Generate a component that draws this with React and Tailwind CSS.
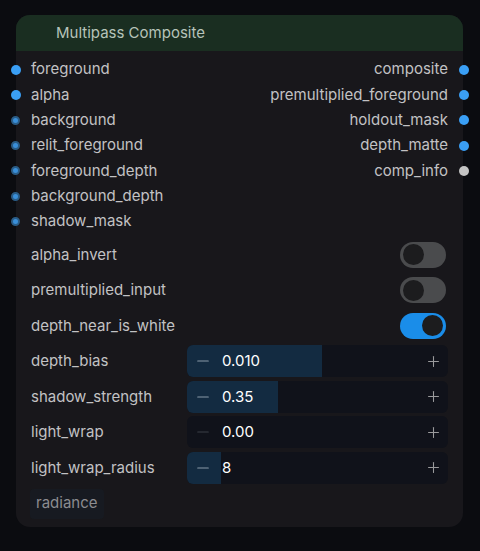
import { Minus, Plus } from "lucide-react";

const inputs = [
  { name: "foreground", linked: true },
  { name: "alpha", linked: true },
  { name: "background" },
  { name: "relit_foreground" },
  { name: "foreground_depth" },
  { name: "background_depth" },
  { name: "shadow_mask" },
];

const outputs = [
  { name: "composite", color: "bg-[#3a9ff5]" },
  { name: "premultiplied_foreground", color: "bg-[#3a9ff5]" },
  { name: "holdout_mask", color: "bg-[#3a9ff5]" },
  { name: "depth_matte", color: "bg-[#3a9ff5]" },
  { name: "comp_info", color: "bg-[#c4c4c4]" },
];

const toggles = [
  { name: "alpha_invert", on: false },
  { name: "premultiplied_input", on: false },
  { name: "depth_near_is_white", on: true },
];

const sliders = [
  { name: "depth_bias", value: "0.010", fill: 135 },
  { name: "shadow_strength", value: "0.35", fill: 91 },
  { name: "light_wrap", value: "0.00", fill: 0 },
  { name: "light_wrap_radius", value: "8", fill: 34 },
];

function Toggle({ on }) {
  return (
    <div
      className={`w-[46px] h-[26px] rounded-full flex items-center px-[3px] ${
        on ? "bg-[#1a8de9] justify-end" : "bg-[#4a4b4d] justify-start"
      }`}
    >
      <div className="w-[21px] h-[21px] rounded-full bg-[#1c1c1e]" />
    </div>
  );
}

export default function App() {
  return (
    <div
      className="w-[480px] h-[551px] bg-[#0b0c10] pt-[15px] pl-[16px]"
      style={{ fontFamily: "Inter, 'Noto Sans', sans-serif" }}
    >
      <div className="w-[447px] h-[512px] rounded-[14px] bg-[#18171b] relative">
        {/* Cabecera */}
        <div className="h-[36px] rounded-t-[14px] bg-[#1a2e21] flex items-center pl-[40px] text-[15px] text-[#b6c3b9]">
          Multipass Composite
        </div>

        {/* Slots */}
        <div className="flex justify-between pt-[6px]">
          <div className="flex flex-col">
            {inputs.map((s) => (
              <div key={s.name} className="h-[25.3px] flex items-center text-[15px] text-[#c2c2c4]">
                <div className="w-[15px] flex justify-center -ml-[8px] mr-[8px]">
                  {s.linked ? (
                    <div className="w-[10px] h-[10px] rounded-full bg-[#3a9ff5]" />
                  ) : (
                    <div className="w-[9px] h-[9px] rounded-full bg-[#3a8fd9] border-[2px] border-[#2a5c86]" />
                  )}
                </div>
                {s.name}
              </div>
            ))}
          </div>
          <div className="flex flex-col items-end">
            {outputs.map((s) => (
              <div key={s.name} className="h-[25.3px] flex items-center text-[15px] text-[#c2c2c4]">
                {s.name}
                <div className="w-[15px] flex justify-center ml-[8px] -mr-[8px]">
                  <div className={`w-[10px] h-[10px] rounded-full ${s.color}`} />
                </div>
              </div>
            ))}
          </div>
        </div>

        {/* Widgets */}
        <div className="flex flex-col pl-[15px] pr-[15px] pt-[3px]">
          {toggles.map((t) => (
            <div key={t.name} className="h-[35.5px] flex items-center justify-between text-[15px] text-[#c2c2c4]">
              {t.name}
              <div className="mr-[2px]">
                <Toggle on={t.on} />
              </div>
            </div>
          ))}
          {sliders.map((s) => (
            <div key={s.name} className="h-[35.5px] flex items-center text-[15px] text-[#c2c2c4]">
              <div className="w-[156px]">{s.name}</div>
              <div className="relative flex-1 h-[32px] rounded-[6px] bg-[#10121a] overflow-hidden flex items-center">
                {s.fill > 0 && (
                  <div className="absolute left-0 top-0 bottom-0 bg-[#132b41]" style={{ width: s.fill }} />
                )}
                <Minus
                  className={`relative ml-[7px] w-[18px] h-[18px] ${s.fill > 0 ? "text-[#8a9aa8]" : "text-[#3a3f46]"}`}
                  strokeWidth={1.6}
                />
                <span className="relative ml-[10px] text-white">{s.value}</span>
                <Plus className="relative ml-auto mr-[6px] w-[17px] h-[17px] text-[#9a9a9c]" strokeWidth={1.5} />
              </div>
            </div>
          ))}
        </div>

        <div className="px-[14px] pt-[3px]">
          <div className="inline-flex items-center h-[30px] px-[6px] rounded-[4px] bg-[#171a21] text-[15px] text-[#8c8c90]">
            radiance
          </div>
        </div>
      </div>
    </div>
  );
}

◆ **Problem requirements**:
Retype the listing exactly. Pictures do not belong in the copy.

◆ **Finished answer**:
Generate a component that draws this with React and Tailwind CSS.
import { Minus, Plus } from "lucide-react";

const inputs = [
  { name: "foreground", linked: true },
  { name: "alpha", linked: true },
  { name: "background" },
  { name: "relit_foreground" },
  { name: "foreground_depth" },
  { name: "background_depth" },
  { name: "shadow_mask" },
];

const outputs = [
  { name: "composite", color: "bg-[#3a9ff5]" },
  { name: "premultiplied_foreground", color: "bg-[#3a9ff5]" },
  { name: "holdout_mask", color: "bg-[#3a9ff5]" },
  { name: "depth_matte", color: "bg-[#3a9ff5]" },
  { name: "comp_info", color: "bg-[#c4c4c4]" },
];

const toggles = [
  { name: "alpha_invert", on: false },
  { name: "premultiplied_input", on: false },
  { name: "depth_near_is_white", on: true },
];

const sliders = [
  { name: "depth_bias", value: "0.010", fill: 135 },
  { name: "shadow_strength", value: "0.35", fill: 91 },
  { name: "light_wrap", value: "0.00", fill: 0 },
  { name: "light_wrap_radius", value: "8", fill: 34 },
];

function Toggle({ on }) {
  return (
    <div
      className={`w-[46px] h-[26px] rounded-full flex items-center px-[3px] ${
        on ? "bg-[#1a8de9] justify-end" : "bg-[#4a4b4d] justify-start"
      }`}
    >
      <div className="w-[21px] h-[21px] rounded-full bg-[#1c1c1e]" />
    </div>
  );
}

export default function App() {
  return (
    <div
      className="w-[480px] h-[551px] bg-[#0b0c10] pt-[15px] pl-[16px]"
      style={{ fontFamily: "Inter, 'Noto Sans', sans-serif" }}
    >
      <div className="w-[447px] h-[512px] rounded-[14px] bg-[#18171b] relative">
        {/* Cabecera */}
        <div className="h-[36px] rounded-t-[14px] bg-[#1a2e21] flex items-center pl-[40px] text-[15px] text-[#b6c3b9]">
          Multipass Composite
        </div>

        {/* Slots */}
        <div className="flex justify-between pt-[6px]">
          <div className="flex flex-col">
            {inputs.map((s) => (
              <div key={s.name} className="h-[25.3px] flex items-center text-[15px] text-[#c2c2c4]">
                <div className="w-[15px] flex justify-center -ml-[8px] mr-[8px]">
                  {s.linked ? (
                    <div className="w-[10px] h-[10px] rounded-full bg-[#3a9ff5]" />
                  ) : (
                    <div className="w-[9px] h-[9px] rounded-full bg-[#3a8fd9] border-[2px] border-[#2a5c86]" />
                  )}
                </div>
                {s.name}
              </div>
            ))}
          </div>
          <div className="flex flex-col items-end">
            {outputs.map((s) => (
              <div key={s.name} className="h-[25.3px] flex items-center text-[15px] text-[#c2c2c4]">
                {s.name}
                <div className="w-[15px] flex justify-center ml-[8px] -mr-[8px]">
                  <div className={`w-[10px] h-[10px] rounded-full ${s.color}`} />
                </div>
              </div>
            ))}
          </div>
        </div>

        {/* Widgets */}
        <div className="flex flex-col pl-[15px] pr-[15px] pt-[3px]">
          {toggles.map((t) => (
            <div key={t.name} className="h-[35.5px] flex items-center justify-between text-[15px] text-[#c2c2c4]">
              {t.name}
              <div className="mr-[2px]">
                <Toggle on={t.on} />
              </div>
            </div>
          ))}
          {sliders.map((s) => (
            <div key={s.name} className="h-[35.5px] flex items-center text-[15px] text-[#c2c2c4]">
              <div className="w-[156px]">{s.name}</div>
              <div className="relative flex-1 h-[32px] rounded-[6px] bg-[#10121a] overflow-hidden flex items-center">
                {s.fill > 0 && (
                  <div className="absolute left-0 top-0 bottom-0 bg-[#132b41]" style={{ width: s.fill }} />
                )}
                <Minus
                  className={`relative ml-[7px] w-[18px] h-[18px] ${s.fill > 0 ? "text-[#8a9aa8]" : "text-[#3a3f46]"}`}
                  strokeWidth={1.6}
                />
                <span className="relative ml-[10px] text-white">{s.value}</span>
                <Plus className="relative ml-auto mr-[6px] w-[17px] h-[17px] text-[#9a9a9c]" strokeWidth={1.5} />
              </div>
            </div>
          ))}
        </div>

        <div className="px-[14px] pt-[3px]">
          <div className="inline-flex items-center h-[30px] px-[6px] rounded-[4px] bg-[#171a21] text-[15px] text-[#8c8c90]">
            radiance
          </div>
        </div>
      </div>
    </div>
  );
}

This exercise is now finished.